Eldred, on the other hand, has taken her interest in maps to offer another perspective of looking at UChicago. In the summer after her second year, she received a grant to pursue her newsprint poster project, “Outside That System and Hence Unspeakable,” which examines the boundaries created by UChicago’s real estate development and land use. Her interest in that topic can be traced back to her O-Week, when she heard about how the University of Chicago Police Department’s patrol area extends from East 37th Street to East 64th Street. “And I was thinking, wait a second, 37th Street, that’s really far north of campus!”

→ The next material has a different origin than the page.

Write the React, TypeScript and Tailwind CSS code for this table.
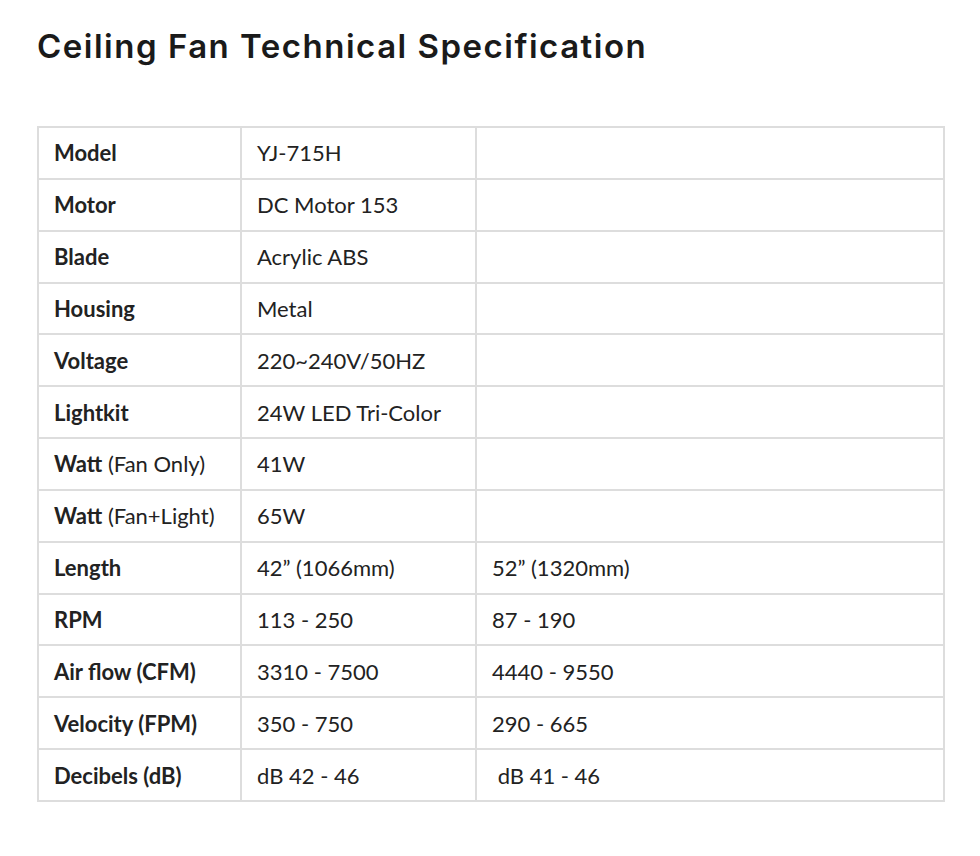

That project became an early form of Eldred’s thesis, for which she researched how UChicago expanded its peripheries and undertook its role as an urban planner in the Hyde Park area. She also created an interactive story map that uncovers the University’s development process, as seen below:
At this point, NUMTOT has been growing for four years, and there is no sign of its popularity decreasing. Neither Eldred nor Orenstein is certain about what the future of NUMTOT will look like. If anything, the last 15 months just showed the young moderators that nothing is certain. For now, despite all the labor-intensive moderating work that they didn’t think they would get into, they were still proud to create a space where people shift between shitposting and seriousposting about New Urbanism.